Au début de mes études de médecine, le crayon et le papier, comme le stéthoscope et le marteau réflexe, étaient nos compagnons de route vers le savoir médical. Aucune communication n’était totalement instantanée et le recul que conférait le temps mis par le courrier terrestre pour nous relier obligeait à la réflexion, tempérait les propos et autorisait le recul nécessaire pour comprendre ce qui relevait du vrai progrès médical.
Quand je suis entrée de plain-pied dans le monde de la recherche, notre canal d’échanges le plus rapide était l’email dans une relation qui devenait multilatérale lors des conférences scientifiques, avec des débats souvent animés, voire controversés, mais toujours dans le respect des connaissances des uns des autres, et surtout des principes du débat contradictoire : la science se construit à plusieurs, et la construction de la science demande du temps et de l’humilité.
Puis les réseaux sociaux sont apparus. Quelle révolution que les réseaux sociaux comme twitter où en dix secondes et 140 puis 280 caractères on partage avec la communauté scientifique tel papier qui pourrait profondément modifier nos connaissances ou tel résultat de congrès immédiatement applicable à nos malades ! Pour le meilleur, les réseaux sociaux nous ont fait plonger dans le XXIe siècle… et pour le pire, ils nous ont entraînés dans l’ère de la post-vérité, où la crédibilité d’un discours repose moins sur son adéquation aux faits que sur sa correspondance avec les croyances et les pulsions émotives d’une partie de l’opinion publique.
Bien sûr, l’obscurantisme n’a pas attendu l’ère moderne pour réduire au silence nombre de grands scientifiques dont les idées révolutionnaires ne s’accommodaient pas des fausses croyances de l’époque. Et le complotisme n’a pas attendu l’ère des réseaux sociaux pour prospérer aux dépens des angoisses des citoyens. Mais les réseaux sociaux, par la caisse de résonance mondiale qu’ils peuvent donner en une fraction de seconde aux thèses les plus farfelues et souvent rendues plausibles par un savant maquillage de la réalité, jouent un rôle majeur dans la diffusion des fausses informations médicales.
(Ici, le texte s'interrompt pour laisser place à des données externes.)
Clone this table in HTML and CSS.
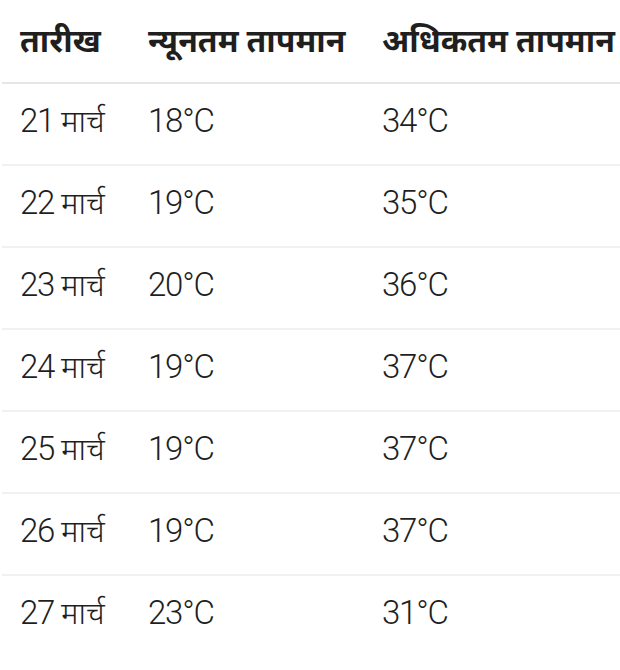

66 millions de covidologues !
L’anonymat qui y sert de base à la plupart des échanges a beaucoup contribué au sentiment d’impunité ressenti par certains utilisateurs peu scrupuleux, tandis que la griserie procurée par l’inversion de la norme a aboli la distance entre scientifiques et citoyens lambda (« 66 millions de covidologues »). Et là on ne parle même pas du harcèlement organisé dont le but est de faire taire les voix de raison et tempérance pour qu’au-dessus du brouhaha n’émergent que les voix de stentor des egos hypertrophiés (qui curieusement sont toujours celles qui propagent la haine, la stigmatisation et la division).
Les chercheurs y gardent-ils donc une place ? Nous serions évidemment tentés de nous réfugier sur nos réseaux privés, nos plateformes virtuelles ou nos conférences présentielles. Pourtant c’est dans l’agora, espace public cher à Platon que Socrate questionnait la société qui l’entourait et y recevait la contradiction.
Non, les scientifiques ne doivent pas s’exclure de cette agora devenue virtuelle. À nous de faire en sorte que les réseaux sociaux deviennent une nouvelle agora, avec des règles : interroger les raisons d’y maintenir l’anonymat, systématiser les peines (dont l’exclusion) pour les propos pénalement condamnables, éduquer à leur utilisation, et apprendre à chacun (incluant soi-même !) à prendre du recul et faire preuve d’esprit critique quant à ce que l’on y cherche et ce que l’on y trouve.